## START COLLECTED DATA

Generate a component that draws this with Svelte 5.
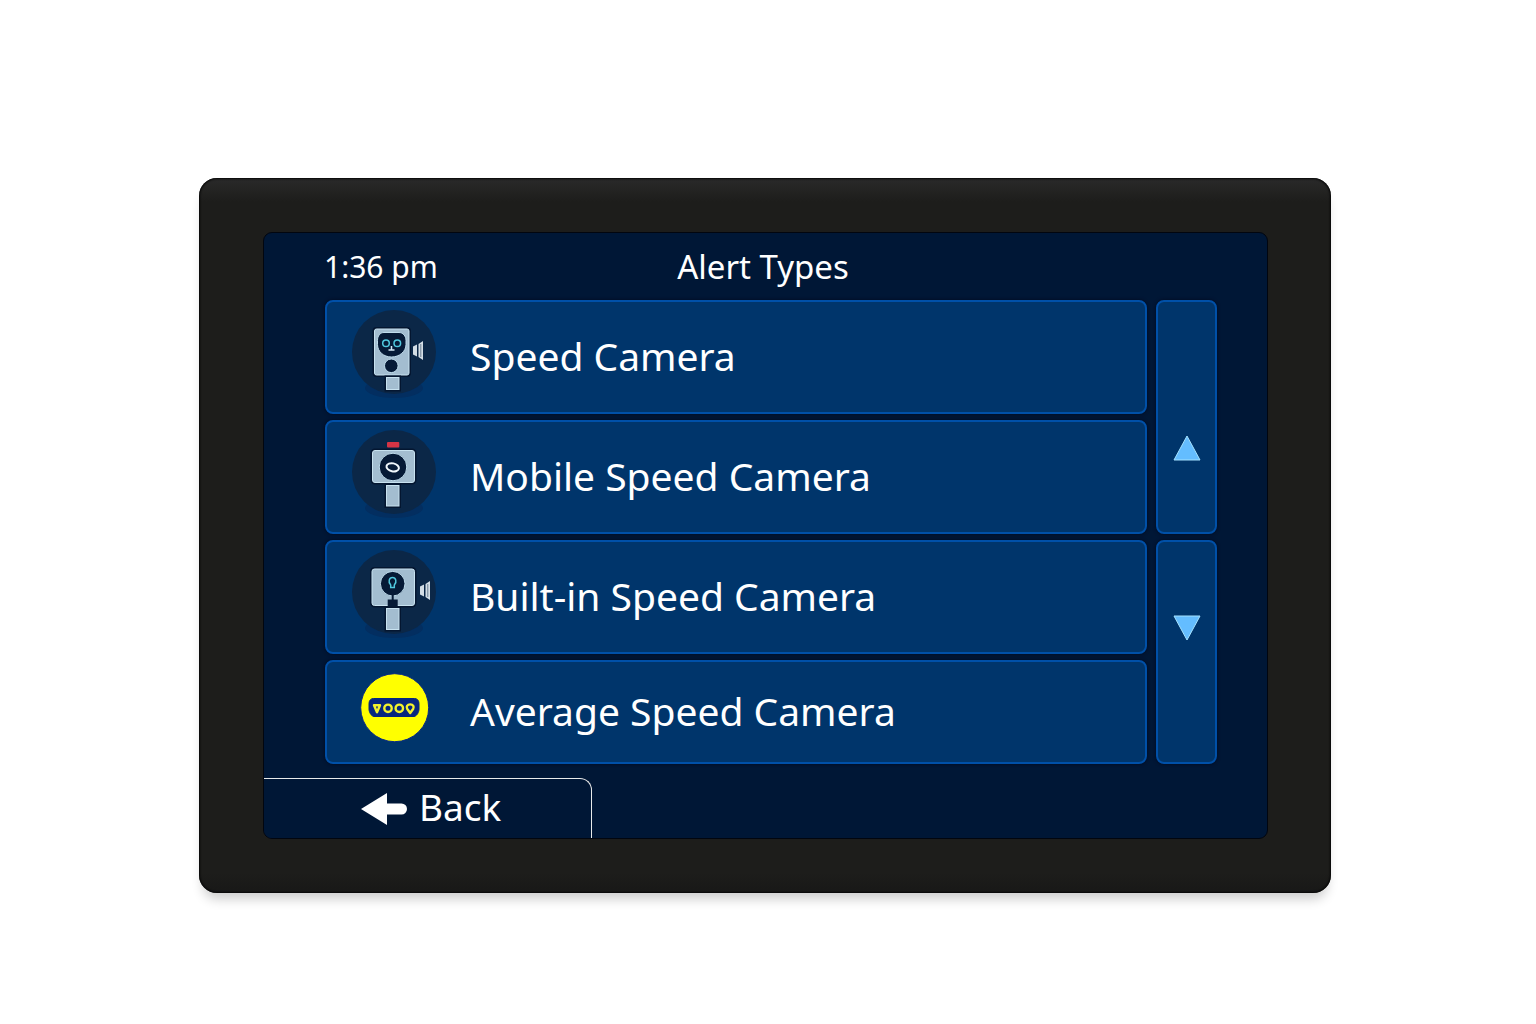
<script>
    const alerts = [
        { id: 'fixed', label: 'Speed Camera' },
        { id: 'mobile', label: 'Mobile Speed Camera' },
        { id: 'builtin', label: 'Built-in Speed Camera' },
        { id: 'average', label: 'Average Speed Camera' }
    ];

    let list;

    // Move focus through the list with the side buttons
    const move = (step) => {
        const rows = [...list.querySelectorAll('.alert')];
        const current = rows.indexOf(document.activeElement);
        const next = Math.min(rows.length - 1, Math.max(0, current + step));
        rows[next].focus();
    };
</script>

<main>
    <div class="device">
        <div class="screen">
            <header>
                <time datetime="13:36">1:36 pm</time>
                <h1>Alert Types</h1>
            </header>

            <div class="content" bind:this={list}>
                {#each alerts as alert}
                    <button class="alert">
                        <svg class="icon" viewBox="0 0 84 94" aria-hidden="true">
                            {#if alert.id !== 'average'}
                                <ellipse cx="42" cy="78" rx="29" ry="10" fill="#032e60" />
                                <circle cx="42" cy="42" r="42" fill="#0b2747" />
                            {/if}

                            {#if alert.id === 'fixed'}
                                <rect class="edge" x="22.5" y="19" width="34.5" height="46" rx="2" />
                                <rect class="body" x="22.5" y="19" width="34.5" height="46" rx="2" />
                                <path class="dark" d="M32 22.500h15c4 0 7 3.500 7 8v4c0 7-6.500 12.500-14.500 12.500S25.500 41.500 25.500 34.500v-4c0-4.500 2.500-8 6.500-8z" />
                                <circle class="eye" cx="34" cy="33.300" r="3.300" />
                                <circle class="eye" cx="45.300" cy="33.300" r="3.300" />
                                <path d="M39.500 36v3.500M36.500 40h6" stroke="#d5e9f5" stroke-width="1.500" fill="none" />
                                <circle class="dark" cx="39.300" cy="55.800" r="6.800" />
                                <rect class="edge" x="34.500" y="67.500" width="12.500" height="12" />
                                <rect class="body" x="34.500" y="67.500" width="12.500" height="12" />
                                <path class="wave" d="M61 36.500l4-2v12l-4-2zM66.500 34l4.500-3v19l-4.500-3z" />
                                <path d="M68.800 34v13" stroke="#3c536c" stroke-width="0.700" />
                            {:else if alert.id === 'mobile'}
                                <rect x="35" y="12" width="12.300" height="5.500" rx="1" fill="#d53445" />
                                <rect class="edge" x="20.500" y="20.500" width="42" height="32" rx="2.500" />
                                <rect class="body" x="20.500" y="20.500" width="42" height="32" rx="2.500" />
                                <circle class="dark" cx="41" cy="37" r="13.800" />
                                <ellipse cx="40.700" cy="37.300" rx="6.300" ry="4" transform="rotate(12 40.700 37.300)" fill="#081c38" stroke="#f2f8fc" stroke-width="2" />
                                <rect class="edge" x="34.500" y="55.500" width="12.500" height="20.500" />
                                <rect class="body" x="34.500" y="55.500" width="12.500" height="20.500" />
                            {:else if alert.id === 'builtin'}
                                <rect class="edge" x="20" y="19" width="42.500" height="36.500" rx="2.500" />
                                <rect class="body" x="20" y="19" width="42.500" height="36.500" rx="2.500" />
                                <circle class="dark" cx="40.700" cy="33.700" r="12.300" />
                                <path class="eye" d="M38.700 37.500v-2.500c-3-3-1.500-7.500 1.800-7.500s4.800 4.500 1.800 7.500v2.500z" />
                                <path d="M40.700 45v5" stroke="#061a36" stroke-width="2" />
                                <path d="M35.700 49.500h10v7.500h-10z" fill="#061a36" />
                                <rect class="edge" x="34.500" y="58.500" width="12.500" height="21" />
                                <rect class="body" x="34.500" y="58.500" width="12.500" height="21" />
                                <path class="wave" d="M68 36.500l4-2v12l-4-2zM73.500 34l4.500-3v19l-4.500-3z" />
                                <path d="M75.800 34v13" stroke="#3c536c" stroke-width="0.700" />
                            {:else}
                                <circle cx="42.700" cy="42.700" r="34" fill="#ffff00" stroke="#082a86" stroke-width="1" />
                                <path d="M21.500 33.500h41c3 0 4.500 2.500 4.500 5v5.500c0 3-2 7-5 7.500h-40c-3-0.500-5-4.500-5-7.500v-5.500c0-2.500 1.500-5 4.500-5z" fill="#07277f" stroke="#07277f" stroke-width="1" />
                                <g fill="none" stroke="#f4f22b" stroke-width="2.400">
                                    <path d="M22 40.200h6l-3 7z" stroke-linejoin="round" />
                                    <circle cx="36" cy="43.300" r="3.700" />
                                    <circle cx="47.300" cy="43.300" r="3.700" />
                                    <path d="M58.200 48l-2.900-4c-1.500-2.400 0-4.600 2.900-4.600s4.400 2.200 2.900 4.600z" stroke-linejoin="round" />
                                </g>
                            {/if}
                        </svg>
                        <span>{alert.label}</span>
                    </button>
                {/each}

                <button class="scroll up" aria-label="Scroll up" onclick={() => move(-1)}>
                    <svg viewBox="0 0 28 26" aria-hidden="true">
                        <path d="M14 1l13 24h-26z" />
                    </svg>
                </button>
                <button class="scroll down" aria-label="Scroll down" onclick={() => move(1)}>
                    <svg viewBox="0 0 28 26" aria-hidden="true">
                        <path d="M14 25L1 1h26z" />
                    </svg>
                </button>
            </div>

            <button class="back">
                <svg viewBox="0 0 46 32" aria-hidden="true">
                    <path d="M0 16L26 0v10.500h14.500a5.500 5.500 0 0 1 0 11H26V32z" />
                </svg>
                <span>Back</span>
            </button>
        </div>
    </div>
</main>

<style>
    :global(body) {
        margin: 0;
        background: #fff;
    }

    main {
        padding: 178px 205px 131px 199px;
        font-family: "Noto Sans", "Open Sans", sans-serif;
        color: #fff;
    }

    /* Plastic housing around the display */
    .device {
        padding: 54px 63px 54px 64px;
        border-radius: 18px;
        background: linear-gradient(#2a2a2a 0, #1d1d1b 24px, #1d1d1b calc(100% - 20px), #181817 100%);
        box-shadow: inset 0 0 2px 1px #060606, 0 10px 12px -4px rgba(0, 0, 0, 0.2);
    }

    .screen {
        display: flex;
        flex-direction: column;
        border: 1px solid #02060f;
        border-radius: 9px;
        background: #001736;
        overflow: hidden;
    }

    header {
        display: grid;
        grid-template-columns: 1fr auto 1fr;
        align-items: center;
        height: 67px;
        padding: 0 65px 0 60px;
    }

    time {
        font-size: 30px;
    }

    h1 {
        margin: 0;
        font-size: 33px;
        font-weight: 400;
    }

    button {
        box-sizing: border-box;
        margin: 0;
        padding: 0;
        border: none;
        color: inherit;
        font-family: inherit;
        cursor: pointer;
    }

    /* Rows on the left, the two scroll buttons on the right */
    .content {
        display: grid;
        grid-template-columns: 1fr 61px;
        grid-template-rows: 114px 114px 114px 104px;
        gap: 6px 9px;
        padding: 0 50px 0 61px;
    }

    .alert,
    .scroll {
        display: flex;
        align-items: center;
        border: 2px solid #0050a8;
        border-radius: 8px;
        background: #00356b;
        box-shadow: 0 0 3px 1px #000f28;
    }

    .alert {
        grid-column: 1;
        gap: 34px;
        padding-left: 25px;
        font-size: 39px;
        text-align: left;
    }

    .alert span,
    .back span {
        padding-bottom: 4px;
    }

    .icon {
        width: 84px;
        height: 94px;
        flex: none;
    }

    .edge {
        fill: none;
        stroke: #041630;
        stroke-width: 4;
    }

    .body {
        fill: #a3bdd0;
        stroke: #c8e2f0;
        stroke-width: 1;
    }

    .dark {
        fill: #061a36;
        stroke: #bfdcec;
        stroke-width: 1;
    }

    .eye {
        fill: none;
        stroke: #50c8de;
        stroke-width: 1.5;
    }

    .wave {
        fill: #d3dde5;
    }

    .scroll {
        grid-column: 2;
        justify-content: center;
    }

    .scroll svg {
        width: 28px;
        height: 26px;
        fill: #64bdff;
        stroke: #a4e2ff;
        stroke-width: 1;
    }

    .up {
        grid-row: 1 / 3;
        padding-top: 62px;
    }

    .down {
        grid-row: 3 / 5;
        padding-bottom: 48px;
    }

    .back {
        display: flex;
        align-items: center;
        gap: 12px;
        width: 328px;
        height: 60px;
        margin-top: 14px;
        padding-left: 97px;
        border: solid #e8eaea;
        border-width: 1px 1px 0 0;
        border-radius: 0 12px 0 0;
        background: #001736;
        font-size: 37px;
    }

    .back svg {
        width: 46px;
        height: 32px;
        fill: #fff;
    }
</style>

## END COLLECTED DATA

Filter out every line that lacks the word "this", and copy the rest.

Generate a component that draws this with Svelte 5.
            <div class="content" bind:this={list}>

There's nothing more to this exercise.